Backends raise TypeError for unsupported command types.

Controller interface summary:

step(clock, datacenter, grid, events) -> ControlAction
read current state through datacenter.state and grid.state
read history through datacenter.history(...) and grid.history(...)
emit events through events.emit(topic, data)

Live Mode¶

For hardware-in-the-loop experiments, pass live=True to the coordinator:

coord = Coordinator(
    datacenter=dc,
    grid=grid,
    controllers=controllers,
    total_duration_s=300,
    dc_bus="671",
    live=True,
)

In live mode, the clock synchronizes with wall time.
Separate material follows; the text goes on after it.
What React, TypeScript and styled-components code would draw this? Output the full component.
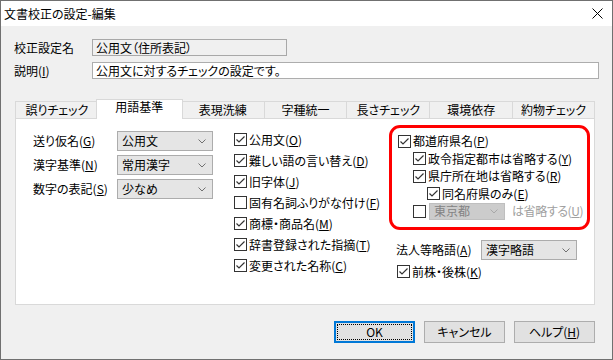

If computation falls behind real time, a warning is issued.

Analyzing Results¶

The SimulationLog returned by coord.run() contains all state and action history:

log = coord.run()

# Voltage statistics
from openg2g.metrics.voltage import compute_allbus_voltage_stats
stats = compute_allbus_voltage_stats(log.grid_states, v_min=0.95, v_max=1.05)
print(f"Violation time: {stats.violation_time_s:.1f} s")

# Plotting: the example scripts in examples/offline/ import shared plot
# functions from plotting.py (a sibling module in that directory).
# See examples/offline/plotting.py for reusable plot functions.
import numpy as np
time_s = np.array(log.time_s)
kW_A = np.array(log.kW_A)
kW_B = np.array(log.kW_B)
kW_C = np.array(log.kW_C)

Configuration Sweeps¶

Since run() calls reset() on all components before each run, you can reuse expensive objects across a parameter sweep:

from openg2g.coordinator import Coordinator
from openg2g.grid.opendss import OpenDSSGrid

grid = OpenDSSGrid(...)  # stores config only (cheap)

for batch_init in [64, 128, 256, 512]:
    dc = OfflineDatacenter(trace_store=store, models=models, ...)
    ctrl = OFOBatchController(models=models, ...)
    coord = Coordinator(dc, grid, [ctrl], total_duration_s=3600, dc_bus="671")
    log = coord.run()  # reset -> start (compile DSS) -> loop -> stop
    print(f"batch_init={batch_init}: violation={stats.integral_violation:.2f}")

Each run() resets simulation state, then start() compiles a fresh DSS circuit, so every iteration starts clean despite reusing the same OpenDSSGrid instance.